С мушкетами, с саблями на поясах, крепкие, сытые охранники расхохотались. Я осознал, что смеялись они и раньше, что Хосэ давно уже делится с ними чудовищной, грязной забавой. Зная, что женщина не понимает ни слова из того, что он ей говорит, он с угодливым, деланно добрым лицом изрекал перед ней непристойности и, громко расписывая вслух, что он с нею сейчас будет делать, спрашивал, согласна ли она, и с выраженьем вопроса на коричневом, с чёрной бородкой, лице, наклонялся, заглядывал в её полуопущенные веки. Бедная женщина, понимая, что угодливый человек о чём-то вежливо спрашивает, не могла не отвечать – в силу заученных светских манер, и непроизвольно, едва заметно кивала ему в ответ на очередной вопрос. От ликованья охранники плакали. Смеяться они уже устали и лишь слабо постанывали. Потеха шла к завершению.

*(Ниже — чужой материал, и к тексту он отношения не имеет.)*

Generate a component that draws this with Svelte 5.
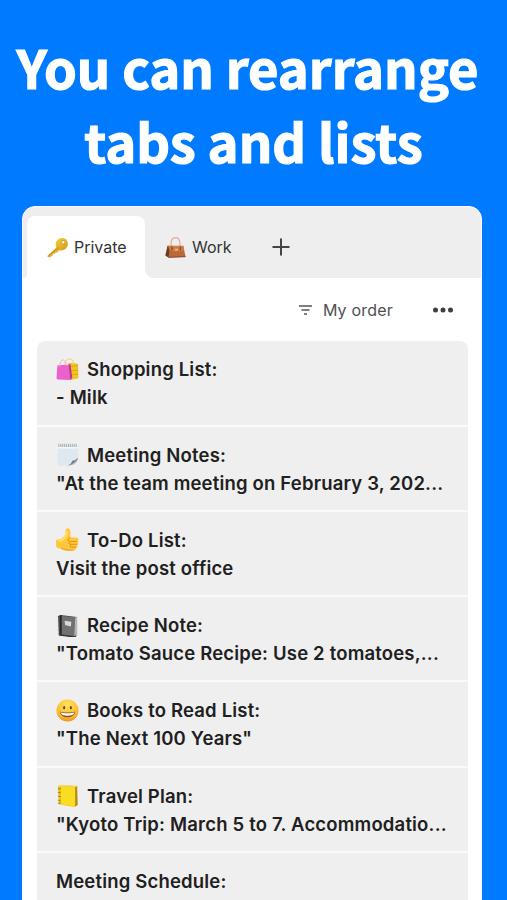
<script>
  const notes = [
    { icon: 'bags', title: 'Shopping List:', text: '- Milk' },
    { icon: 'notepad', title: 'Meeting Notes:', text: '"At the team meeting on February 3, 202...' },
    { icon: 'thumb', title: 'To-Do List:', text: 'Visit the post office' },
    { icon: 'book', title: 'Recipe Note:', text: '"Tomato Sauce Recipe: Use 2 tomatoes,...' },
    { icon: 'smile', title: 'Books to Read List:', text: '"The Next 100 Years"' },
    { icon: 'ledger', title: 'Travel Plan:', text: '"Kyoto Trip: March 5 to 7. Accommodatio...' },
    { icon: '', title: 'Meeting Schedule:', text: '' }
  ];
</script>

{#snippet icon(name)}
  <svg class="emoji" viewBox="0 0 24 24" aria-hidden="true">
    {#if name === 'bags'}
      <path d="M9 7C10-1 17-1 19 6" fill="none" stroke="#f5c979" stroke-width="1" />
      <path d="M13 5l10 1 .5 15-8 2-3-2z" fill="#f2c324" />
      <path d="M15 9l8-1M15 13h8M15 17h8" stroke="#dda51c" stroke-width="1" />
      <path d="M1.500 7.500L13 7l2 16-13-.5-1.500-1z" fill="#ec60cd" />
      <path d="M13 7l2 16 2-2.500L15 6z" fill="#b83691" />
      <path d="M4 9C4 1 10-1 11 8" fill="none" stroke="#edb2b8" stroke-width="1" />
    {:else if name === 'notepad'}
      <path d="M2 2h21v15l-7 6.500H1.500z" fill="#dfe8ee" />
      <path d="M2 5h21" stroke="#f5f8f9" stroke-width="1.500" />
      <path d="M2.500 2.500h20" stroke="#a9aeb2" stroke-width="3.500" stroke-dasharray="1 1" />
      <path d="M12 23.500c3-1 4-2 5-5 2 0 4-1 6-3-1 5-5 8-11 8z" fill="#787f86" />
      <path d="M15 23c3-1 5-3 7.500-6-.5 4-3 6-7.500 6z" fill="#c2c8cc" />
    {:else if name === 'thumb'}
      <path d="M1 12c3 0 6-1 8-4 1-2 1-4 1-6 1-3 5-2 5 2v6h6c3 0 3 3 1.500 4 1.500 1 1 3 0 3.500.5 2-.5 3-1.500 3 0 2-1 3-3 3-6 1-10 0-13-2l-4-1c-2-3-2-6 0-8.500z" fill="#ffc83b" />
      <path d="M3 13c5 1 6-3 8-5V3" fill="none" stroke="#ffe16b" stroke-width="2" />
      <path d="M15 10c-3 1-3 4 0 4h7m-7 0c-2 1-2 3 0 3h7m-6 0c-2 1-1 3 0 3h5" fill="none" stroke="#dd8618" stroke-width=".9" />
      <path d="M5 21c4 2 8 2 13 2" fill="none" stroke="#e89a20" stroke-width="1" />
    {:else if name === 'book'}
      <path d="M2 2l3-1 17 2v19l-3 2L3 22z" fill="#4b4b4c" />
      <path d="M6 2l14 1.500-1 19.500-13-2z" fill="#717171" />
      <path d="M20 3.500l2-.5v19l-3 1z" fill="#b6b6b6" />
      <path d="M5 1v20" stroke="#252526" stroke-width="1.500" />
      <path d="M2.500 4v17" stroke="#919191" stroke-width="1" stroke-dasharray="1.500 2.500" />
      <path d="M9 7l7 1-.5 5-6-1.500z" fill="#d9d9d6" />
      <path d="M3 22l16 2 2-1" fill="none" stroke="#202020" />
    {:else if name === 'smile'}
      <defs>
        <radialGradient id="face" cx=".5" cy=".25" r=".8">
          <stop stop-color="#ffe35a" />
          <stop offset=".7" stop-color="#fcb82d" />
          <stop offset="1" stop-color="#e58a20" />
        </radialGradient>
      </defs>
      <circle cx="12" cy="12" r="11.500" fill="url(#face)" />
      <ellipse cx="8.500" cy="9" rx="1.100" ry="1.700" fill="#654027" />
      <ellipse cx="15.500" cy="9" rx="1.100" ry="1.700" fill="#654027" />
      <path d="M4 13c4 1.300 12 1.300 16 0-.5 8-15.500 8-16 0z" fill="#805326" />
      <path d="M4.700 13.800c4 1.300 10.600 1.300 14.600 0-.5 5-14 5-14.600 0z" fill="#fffbe9" />
    {:else if name === 'ledger'}
      <path d="M2 2l4-1 16 1 .5 20-3 2L3 21z" fill="#e9be18" />
      <path d="M5 3l15 .5v20L5 21z" fill="#fadd22" />
      <path d="M20 3l2-1 .5 20-2.500 1.500z" fill="#b7881f" />
      <path d="M2 2.500l4-1 15 1" fill="none" stroke="#f5df71" stroke-width="1.500" />
      <path d="M2 5h3M2 9h3M2 13h3M2 17h3M2 20h3" stroke="#a48218" stroke-width="1" />
    {:else if name === 'key'}
      <defs>
        <linearGradient id="gold" x1="0" y1="0" x2="1" y2="1">
          <stop stop-color="#ffe34b" />
          <stop offset="1" stop-color="#c98a0c" />
        </linearGradient>
      </defs>
      <path d="M10.500 12C8.500 6 12 1 17.500 1c6 0 8 7 5 11-2 3-5.500 4-8.500 3l-3 3-1-.5-1 2-2-.3-1 2.300-3 2L0 22z" fill="url(#gold)" />
      <path d="M1.500 22L13 12" stroke="#b47b18" stroke-width="1" />
      <circle cx="18.500" cy="6" r="2" fill="#fff8d3" stroke="#be8b17" stroke-width=".8" />
    {:else if name === 'handbag'}
      <path d="M7 12V6C8-1 16-1 17 6v7" fill="none" stroke="#e3ab98" stroke-width="1.400" />
      <path d="M3 10l18 .5 2.500 12L4 23.500.5 21z" fill="#bc6736" />
      <path d="M3 10L.5 21 4 23.500 5.500 11z" fill="#673c2a" />
      <path d="M3.500 10h17.500l1 5c-5 2-12 2-17 0z" fill="#cc7c49" />
      <path d="M8 11v4M17.500 11v4" stroke="#7c432d" stroke-width="1.300" />
      <path d="M11.500 13.500h3v2h-3z" fill="#edc080" />
      <path d="M4 23.300l19.500-.8" stroke="#7b3c25" />
    {/if}
  </svg>
{/snippet}

<div class="screen">
  <h1>You can rearrange&nbsp;<br />tabs and lists</h1>

  <main>
    <nav>
      <div class="tab active">{@render icon('key')}<span>Private</span></div>
      <div class="tab work">{@render icon('handbag')}<span>Work</span></div>
      <svg class="plus" viewBox="0 0 18 18"><path d="M9 .5v17M.5 9h17" stroke="#444" stroke-width="2" /></svg>
    </nav>

    <div class="toolbar">
      <svg class="filter" viewBox="0 0 13 10"><path d="M0 1h13M2.500 5h8M5 9h3" stroke="#555" stroke-width="1.300" /></svg>
      <span>My order</span>
      <svg class="dots" viewBox="0 0 22 6"><g fill="#404040"><circle cx="3.500" cy="3" r="2.500" /><circle cx="11" cy="3" r="2.500" /><circle cx="18.500" cy="3" r="2.500" /></g></svg>
    </div>

    <div class="list">
      {#each notes as note}
        <article>
          <div class="line">{#if note.icon}{@render icon(note.icon)}{/if}<span>{note.title}</span></div>
          <div class="line">{note.text}</div>
        </article>
      {/each}
    </div>
  </main>
</div>

<style>
  :global(body) {
    overflow: hidden;
  }
  .screen {
    box-sizing: border-box;
    width: 507px;
    height: 900px;
    overflow: hidden;
    padding: 30px 25px 0 22px;
    background: #007aff;
    font-family: Inter, 'Liberation Sans', sans-serif;
  }
  h1 {
    margin: 0 -25px 0 -22px;
    height: 176px;
    color: #fff;
    font: 700 52.5px/73.5px 'Noto Sans CJK JP', sans-serif;
    -webkit-text-stroke: 1.2px #fff;
    text-align: center;
    white-space: nowrap;
  }
  main {
    box-sizing: border-box;
    height: 710px;
    border: 1px solid #fff;
    border-radius: 13px;
    background: #fff;
    overflow: hidden;
  }
  nav {
    box-sizing: border-box;
    display: flex;
    align-items: center;
    height: 71px;
    padding: 9px 4px 0;
    background: radial-gradient(circle at 0 0, transparent 4px, #fff 4.500px) 0 100% / 4px 4px no-repeat #eee;
    color: #333;
    font-size: 16px;
  }
  .tab {
    box-sizing: border-box;
    display: flex;
    align-items: center;
    height: 62px;
    gap: 6px;
  }
  .active {
    width: 118px;
    padding-left: 20px;
    border-radius: 8px 8px 0 0;
    background: #fff;
  }
  .work {
    padding-left: 20px;
    background: radial-gradient(circle at 100% 0, transparent 8.500px, #fff 9.500px) 0 100% / 9px 9px no-repeat;
  }
  .tab .emoji {
    width: 21px;
    height: 21px;
  }
  .emoji {
    width: 23px;
    height: 23px;
    flex-shrink: 0;
  }
  .plus {
    width: 18px;
    height: 18px;
    margin-left: 40px;
  }
  .toolbar {
    display: flex;
    align-items: center;
    justify-content: flex-end;
    height: 63.4px;
    padding-right: 27px;
    color: #505050;
    font-size: 16px;
    letter-spacing: 0.2px;
  }
  .filter {
    width: 13px;
    height: 10px;
    margin-right: 11px;
  }
  .dots {
    width: 22px;
    height: 6px;
    margin-left: 39px;
  }
  .list {
    margin: 0 13px 0 14px;
    border-radius: 8px 8px 0 0;
    overflow: hidden;
  }
  article {
    box-sizing: border-box;
    height: 85.25px;
    padding: 14px 0 0 19px;
    border-bottom: 2px solid #fafafa;
    background: #efefef;
    color: #202020;
    font-size: 18.5px;
    font-weight: 600;
    letter-spacing: 0.18px;
  }
  .line {
    display: flex;
    align-items: center;
    gap: 8px;
    height: 28px;
    white-space: pre;
  }
</style>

– Алим! Собак напоить – и за дело…
Тут он посмотрел, – и я тоже взглянул и увидел, – как Пантелеус, с глиняной чашкой в руках, склонился над собачьим котлом. Отгребая с поверхности воды налетевшие мусор, листочки и ветки, он незаметно споласкивал чашку, и вот зачерпнул в неё немного, и как будто приготовился пить. Хохот и крик остановили его, и он застыл, удивлённый. Хосэ, с видом если не лакея, то уж человека, знающего своё место, невесомо, едва прикоснувшись, тронул женщину за краешек платья, приглашая её посмотреть на придурка, который пьёт воду из котла для собак. Тут же, чтобы было понятно, он свистнул, и псы, взявшись в тяжёлые скачки, сквозь плотные заросли выметнулись, услыхав разрешение, на поляну, и заплясали у котла, и принялись жадно лакать. Обставлено было так, будто звероподобный слуга в меру лакейского своего старания пытается неприкосновенную госпожу развеселить, – а почему бы и нет, если выпал такой случай? И женщина, негодуя на грубую насмешку над оплошавшим человеком, всё же из вежливости, чуть заметно и трудно, с оттенком если не благодарности, то понимания, улыбнулась. Снова от предельного удовольствия всхлипнул-взлаял Хосэ. Пришёл, пришёл его час. Целиком приготовил он себя к глумлению и растаптыванию её гордости. Неестественно расширившимися от невыразимого удовольствия глазами он посмотрел мне в глаза и как будто нечаянно положил свою страшную лапу на её вздрогнувшее, точёное, хрупко вдруг обозначившееся под складками платья, плечо.
– Читал ли ты Шекспира, капитан? – дыша часто и тяжело, – он не сводил с меня глаз. – Помнишь ли это…
(Он переместил свою лапу, как будто в предельном увлечении, в забытьи, осязаемо тронув тонкую шею, на другое её плечо, всё ещё делая вид уважения и почитания, и хороших манер, – растягивал удовольствие, – а женщина под этим его прикосновением сидела, закаменев, лишь дрогнули и опустились ниже полуприкрытые её веки, да лицо под глазами и сбоку, у щёк, пометилось жгучим румянцем.)